JAKARTA – Ketua DPP Golkar yang juga Wakil Ketua MPR RI Hajriyanto Y Thohari mengakui di internal Golkar terjadi defisit atau merosotnya loyalitas dan integritas terhadap Golkar sebagai partai.
Khususnya dalam pencapresan Ketua Umum DPP Golkar Aburizal Bakrie (ARB), yang ternyata banyak internal Golkar, termasuk 8 ormas Golkar yang tidak kompak mendukung ARB, malah muncul 7 orang Golkar yang tiba-tiba siap menjadi Cawapres.
“Defisit loyalitas dan integritas itu terjadi sejak reformasi 98 sampai saat ini. Selain ada yang tidak mendukung ARB, muncul 7 orang dan mereka itu siap menjadi Cawapres, entah cawapresnya siapa? Sampai-sampai setelah bertemu seorang tokoh politik untuk berkoalisi, sang tokoh partai itu kemudian ditemui oleh orang Golkar sendiri, agar dia tidak mempercayainya,” tegas Hajriyanto dalam dialog ‘Menghitung arah koalisi parpol menjelang Pilpres’ bersama pengamat politik dari UIN Syahid Jakarta, Bachtiar Effendy, dan Syamsuddin Haris dari LIPI di Gedung MPR RI Jakarta, Senin (12/5/2014).
Golkar sendiri akan menggelar Rapimnas pada 16-17 Mei mendatang, tiga agenda akan diputuskan kemungkinan menegaskan posisi ARB sebagai Capres Golkar, merubah ARB sebagai Cawapres dan memastikan pasca koalisi; apakah kalau kalah Golkar berada di luar pemerintahan? “Jadi, Golkar akan mendengar aspirasi 33 DPD Golkar, 8 Ormas Golkar dan DPP yang hanya memperoleh satu suaram,” ujar Hajriyanto.
Berkoalisi
Soal Golkar menjadi oposisi menurut Hajriyanto, bukan sesuatu yang mustahil, karena memang ada permintaan itu. Oleh sebab itu, hanya artifisial atau mitos saja kalau ada yang mengatakan bahwa Golkar tidak terbiasa berada di luar pemerintahan atau oposisi. “Golkar tidak biasa berada di luar pemerintahan itu artifisial saja,” tambahnya.

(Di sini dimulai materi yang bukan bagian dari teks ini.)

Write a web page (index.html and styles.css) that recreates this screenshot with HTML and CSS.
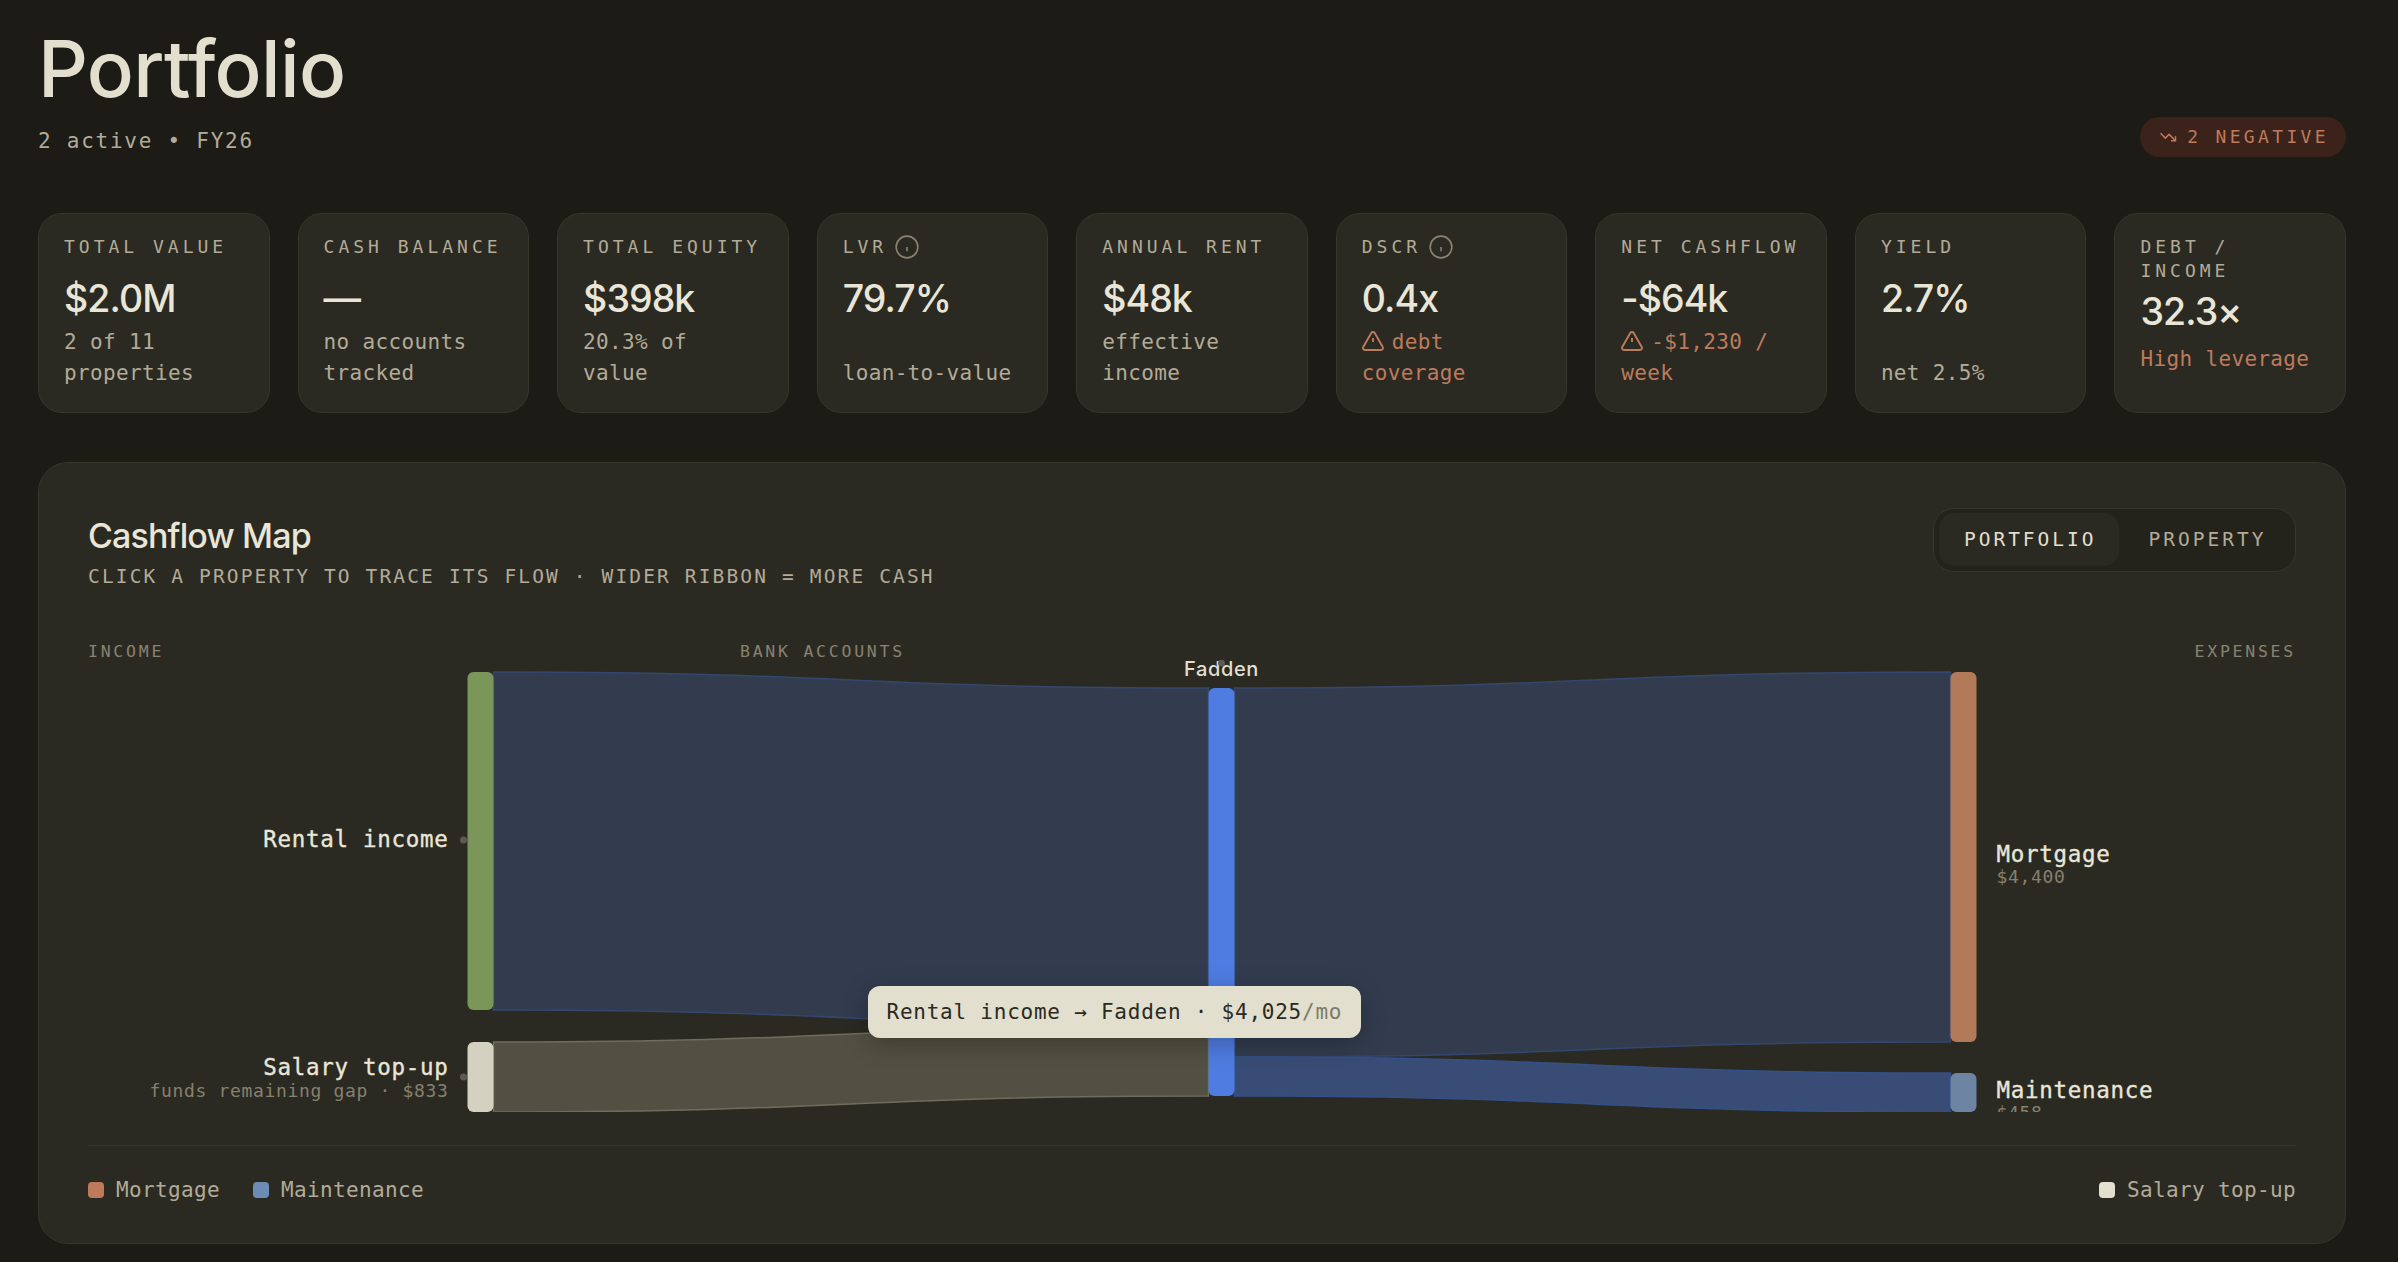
FILE: index.html
```html
<!DOCTYPE html>
<html lang="en">
<head>
<meta charset="utf-8">
<title>Portfolio</title>
<link rel="stylesheet" href="styles.css">
</head>
<body>
<main class="page">
  <header class="head">
    <div>
      <h1 class="title">Portfolio</h1>
      <p class="subtitle">2 active • FY26</p>
    </div>
    <div class="badge">
      <svg class="badge-icon" viewBox="0 0 24 24"><path d="M22 17l-8.5-8.5-5 5L2 7"/><path d="M16 17h6v-6"/></svg>
      <span>2 NEGATIVE</span>
    </div>
  </header>

  <section class="cards">
    <article class="card">
      <div class="label">TOTAL VALUE</div>
      <div class="value">$2.0M</div>
      <div class="sub">2 of 11 properties</div>
    </article>
    <article class="card">
      <div class="label">CASH BALANCE</div>
      <div class="value">—</div>
      <div class="sub">no accounts tracked</div>
    </article>
    <article class="card">
      <div class="label">TOTAL EQUITY</div>
      <div class="value">$398k</div>
      <div class="sub">20.3% of value</div>
    </article>
    <article class="card">
      <div class="label label-info">LVR <svg class="info" viewBox="0 0 24 24"><circle cx="12" cy="12" r="10"/><path d="M12 16v-4"/><path d="M12 8h.01"/></svg></div>
      <div class="value">79.7%</div>
      <div class="sub sub-push">loan-to-value</div>
    </article>
    <article class="card">
      <div class="label">ANNUAL RENT</div>
      <div class="value">$48k</div>
      <div class="sub">effective income</div>
    </article>
    <article class="card">
      <div class="label label-info">DSCR <svg class="info" viewBox="0 0 24 24"><circle cx="12" cy="12" r="10"/><path d="M12 16v-4"/><path d="M12 8h.01"/></svg></div>
      <div class="value">0.4x</div>
      <div class="sub warn"><svg class="warn-icon" viewBox="0 0 24 24"><path d="M21.73 18l-8-14a2 2 0 0 0-3.48 0l-8 14A2 2 0 0 0 4 21h16a2 2 0 0 0 1.73-3"/><path d="M12 9v4"/><path d="M12 17h.01"/></svg>debt coverage</div>
    </article>
    <article class="card">
      <div class="label">NET CASHFLOW</div>
      <div class="value">-$64k</div>
      <div class="sub warn"><svg class="warn-icon" viewBox="0 0 24 24"><path d="M21.73 18l-8-14a2 2 0 0 0-3.48 0l-8 14A2 2 0 0 0 4 21h16a2 2 0 0 0 1.73-3"/><path d="M12 9v4"/><path d="M12 17h.01"/></svg>-$1,230 / week</div>
    </article>
    <article class="card">
      <div class="label">YIELD</div>
      <div class="value">2.7%</div>
      <div class="sub sub-push">net 2.5%</div>
    </article>
    <article class="card card-wrap">
      <div class="label">DEBT / INCOME</div>
      <div class="value">32.3×</div>
      <div class="sub warn">High leverage</div>
    </article>
  </section>

  <section class="panel">
    <div class="panel-head">
      <div class="panel-text">
        <h2 class="panel-title">Cashflow Map</h2>
        <p class="panel-sub">CLICK A PROPERTY TO TRACE ITS FLOW · WIDER RIBBON = MORE CASH</p>
      </div>
      <div class="toggle">
        <span class="toggle-btn toggle-on">PORTFOLIO</span>
        <span class="toggle-btn">PROPERTY</span>
      </div>
    </div>

    <div class="cols">
      <span>INCOME</span>
      <span>BANK ACCOUNTS</span>
      <span class="col-end">EXPENSES</span>
    </div>

    <div class="chart">
      <svg class="sankey" viewBox="0 0 2207 452" width="2207" height="452">
        <g transform="translate(-88.5 -660)">
          <path class="rib rib-main" d="M494 672C851 672 851 688 1209 688L1209 1026C851 1026 851 1010 494 1010Z"/>
          <path class="rib rib-salary" d="M494 1042C851 1042 851 1026 1209 1026L1209 1096C851 1096 851 1112 494 1112Z"/>
          <path class="rib rib-main" d="M1235 688C1593 688 1593 672 1951 672L1951 1042C1593 1042 1593 1057 1235 1057Z"/>
          <path class="rib rib-maint" d="M1235 1057C1593 1057 1593 1073 1951 1073L1951 1112C1593 1112 1593 1096 1235 1096Z"/>
          <rect class="n-green" x="468" y="672" width="26" height="338" rx="6"/>
          <rect class="n-cream" x="468" y="1042" width="26" height="70" rx="6"/>
          <rect class="n-blue" x="1209" y="688" width="26" height="408" rx="6"/>
          <rect class="n-copper" x="1951" y="672" width="26" height="370" rx="6"/>
          <rect class="n-steel" x="1951" y="1073" width="26" height="39" rx="6"/>
          <circle class="dot" cx="464" cy="840" r="3.5"/>
          <circle class="dot" cx="464" cy="1077" r="3.5"/>
          <text class="t-name" x="449" y="847" text-anchor="end">Rental income</text>
          <text class="t-name" x="449" y="1075" text-anchor="end">Salary top-up</text>
          <text class="t-small" x="449" y="1097" text-anchor="end">funds remaining gap · $833</text>
          <text class="t-node" x="1222" y="676" text-anchor="middle">Fadden</text>
          <circle class="dot" cx="1222" cy="663" r="3.5"/>
          <text class="t-name" x="1997" y="862">Mortgage</text>
          <text class="t-small" x="1997" y="883">$4,400</text>
          <text class="t-name" x="1997" y="1098">Maintenance</text>
          <text class="t-small" x="1997" y="1119">$458</text>
        </g>
      </svg>
      <div class="tip">Rental income → Fadden · $4,025<span class="tip-dim">/mo</span></div>
    </div>

    <div class="legend">
      <div class="legend-group">
        <span class="legend-item"><i class="sw sw-copper"></i>Mortgage</span>
        <span class="legend-item"><i class="sw sw-steel"></i>Maintenance</span>
      </div>
      <span class="legend-item"><i class="sw sw-cream"></i>Salary top-up</span>
    </div>
  </section>
</main>
</body>
</html>
```
FILE: styles.css
```css
* { box-sizing: border-box; }
html, body { margin: 0; height: 100%; }
body {
  background: #1c1b16;
  color: #e2dfce;
  font-family: "Inter", "Liberation Sans", sans-serif;
  overflow: hidden;
}
.page { padding: 0 52px 0 38px; }
.head {
  display: flex;
  justify-content: space-between;
  align-items: flex-end;
  height: 213px;
  padding-bottom: 56px;
}
.title {
  margin: 0;
  font-size: 78px;
  line-height: 88px;
  font-weight: 450;
  letter-spacing: -0.7px;
  color: #e2dfce;
}
.subtitle {
  margin: 13px 0 0;
  font: 400 21px/31px "DejaVu Sans Mono", monospace;
  letter-spacing: 1.75px;
  color: #b3ab97;
}
.badge {
  display: flex;
  align-items: center;
  gap: 10.5px;
  height: 40px;
  padding: 0 17px 0 18.5px;
  border-radius: 20px;
  background: #3b221b;
  color: #bf7a5c;
  font: 400 18px/1 "DejaVu Sans Mono", monospace;
  letter-spacing: 3.35px;
}
.badge-icon { width: 18px; height: 18px; fill: none; stroke: currentColor; stroke-width: 2; }
.cards {
  display: grid;
  grid-template-columns: repeat(9, 1fr);
  gap: 28px;
}
.card {
  height: 200px;
  padding: 20.5px 25px;
  border: 1.5px solid #37362a;
  border-radius: 24px;
  background: #2a2a22;
  display: flex;
  flex-direction: column;
}
.label {
  font: 400 18px/24px "DejaVu Sans Mono", monospace;
  letter-spacing: 4px;
  color: #b3ab97;
}
.label-info { display: flex; align-items: center; gap: 6.5px; height: 24px; }
.info { width: 26px; height: 26px; flex: none; fill: none; stroke: #8a8270; stroke-width: 1.5; }
.value {
  font-size: 37.5px;
  line-height: 54px;
  font-weight: 450;
  margin-top: 13px;
  color: #e9e6d8;
  letter-spacing: -0.025em;
}
.sub {
  font: 400 21px/31.5px "DejaVu Sans Mono", monospace;
  letter-spacing: 0.35px;
  color: #b3ab97;
  margin-top: 1px;
}
.sub-push { margin-top: 32.5px; }
.warn { color: #bf7a5c; }
.warn-icon {
  width: 24px;
  height: 24px;
  fill: none;
  stroke: currentColor;
  stroke-width: 1.9;
  vertical-align: 0;
  margin: -8px 7px -4px -1px;
}
.card-wrap .value { margin-top: 2px; }
.card-wrap .sub { margin-top: 5px; }
.panel {
  margin-top: 49px;
  height: 782px;
  padding: 48px 49px 0;
  border: 1.5px solid #37362a;
  border-radius: 30px;
  background: #2a2a22;
}
.panel-head { display: flex; justify-content: space-between; align-items: flex-start; }
.panel-text { padding-top: 3px; }
.panel-title { margin: 0; font-size: 34px; line-height: 44px; font-weight: 450; letter-spacing: -0.025em; color: #e9e6d8; }
.panel-sub {
  margin: 5px 0 0;
  font: 400 19.5px/28px "DejaVu Sans Mono", monospace;
  letter-spacing: 2.14px;
  color: #b3ab97;
}
.toggle {
  display: flex;
  height: 64px;
  margin-top: -3.5px;
  padding: 4.5px;
  border: 1.5px solid #37362a;
  border-radius: 21px;
  background: #23231b;
}
.toggle-btn {
  display: flex;
  align-items: center;
  padding: 0 24px 0 30px;
  border-radius: 15px;
  font: 400 19.5px/1 "DejaVu Sans Mono", monospace;
  letter-spacing: 3px;
  color: #b3ab97;
}
.toggle-on { padding: 0 22px 0 25px; background: #2a2a22; color: #e2dfce; }
.cols {
  display: grid;
  grid-template-columns: 652px auto 1fr;
  margin-top: 48.5px;
  font: 400 16.5px/24px "DejaVu Sans Mono", monospace;
  letter-spacing: 2.75px;
  color: #8a8270;
}
.col-end { justify-self: end; }
.chart { position: relative; height: 452px; margin-top: -3.5px; }
.sankey { display: block; overflow: hidden; }
.rib { stroke-width: 1.5; }
.rib-main { fill: #323c4e; stroke: #34476f; }
.rib-salary { fill: #525042; stroke: #6f6d5d; }
.rib-maint { fill: #384c75; stroke: #34508a; }
.n-green { fill: #7a9658; }
.n-cream { fill: #d4d1c0; }
.n-blue { fill: #4e7ce0; }
.n-copper { fill: #b37a5a; }
.n-steel { fill: #6d85a3; }
.dot { fill: #5e5a52; }
.t-name {
  font: 400 22.5px "DejaVu Sans Mono", monospace;
  letter-spacing: 0.7px;
  fill: #e9e6d8;
  stroke: #e9e6d8;
  stroke-width: 0.35px;
}
.t-small { font: 400 18px "DejaVu Sans Mono", monospace; letter-spacing: 0.66px; fill: #87806e; }
.t-node { font: 500 20px "Inter", sans-serif; letter-spacing: 0.6px; fill: #e2dfce; }
.tip {
  position: absolute;
  left: 779.5px;
  top: 326px;
  height: 52px;
  width: 493px;
  padding-left: 19px;
  display: flex;
  align-items: center;
  white-space: pre;
  border-radius: 12px;
  background: #e2dfce;
  color: #2a2a22;
  font: 400 21px/1 "DejaVu Sans Mono", monospace;
  letter-spacing: 0.76px;
  box-shadow: 0 6px 24px rgba(0, 0, 0, 0.25);
}
.tip-dim { color: #7d7a6a; }
.legend {
  display: flex;
  justify-content: space-between;
  align-items: center;
  margin-top: 33px;
  padding-top: 27.5px;
  border-top: 1.5px solid #37362a;
  font: 400 21px/32px "DejaVu Sans Mono", monospace;
  letter-spacing: 0.35px;
  color: #b3ab97;
}
.legend-group { display: flex; gap: 33px; }
.legend-item { display: flex; align-items: center; gap: 12px; }
.sw { display: block; width: 16px; height: 16px; border-radius: 4px; }
.sw-copper { background: #bf7a5c; }
.sw-steel { background: #6d8cb3; }
.sw-cream { background: #e2dfce; }
```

Dalam koalisi kata Hajriyanto, memang tidak sada satu partai pun yang mencapai perolehan suara 25 % atau 20 % kursi di DPR RI. Karena itu harus berkoalisi atau menggandeng partai lain untuk mengusung Capres-cawapres 9 Juli 2014 mendatang. Dalam koalisi itu selalu terkait tiga dimensi; yaitu ideologi, platform atau program, dan penentuan tokoh sebagai capres dan cawapres.
“Berbicara ideologi dan platform akan selalu lancar, dan ketika menyangkut siapa capres dan cawapresnya, maka inilah yang sulit dicapai kesepakatan. Tapi, umumnya pembicaraan koalisi sekarang ini pragmatis-opportunistik, yaitu siapa yang kemungkinan besar menang. Fatalnya, kemungkinan itu berdasarkan survei. Untuk itu, perlu poros baru, dan Golkar optimis akan bisa bersikap setelah Rapimnas 16 – 17 Mei nanti,” pungkasnya. (chan/mun)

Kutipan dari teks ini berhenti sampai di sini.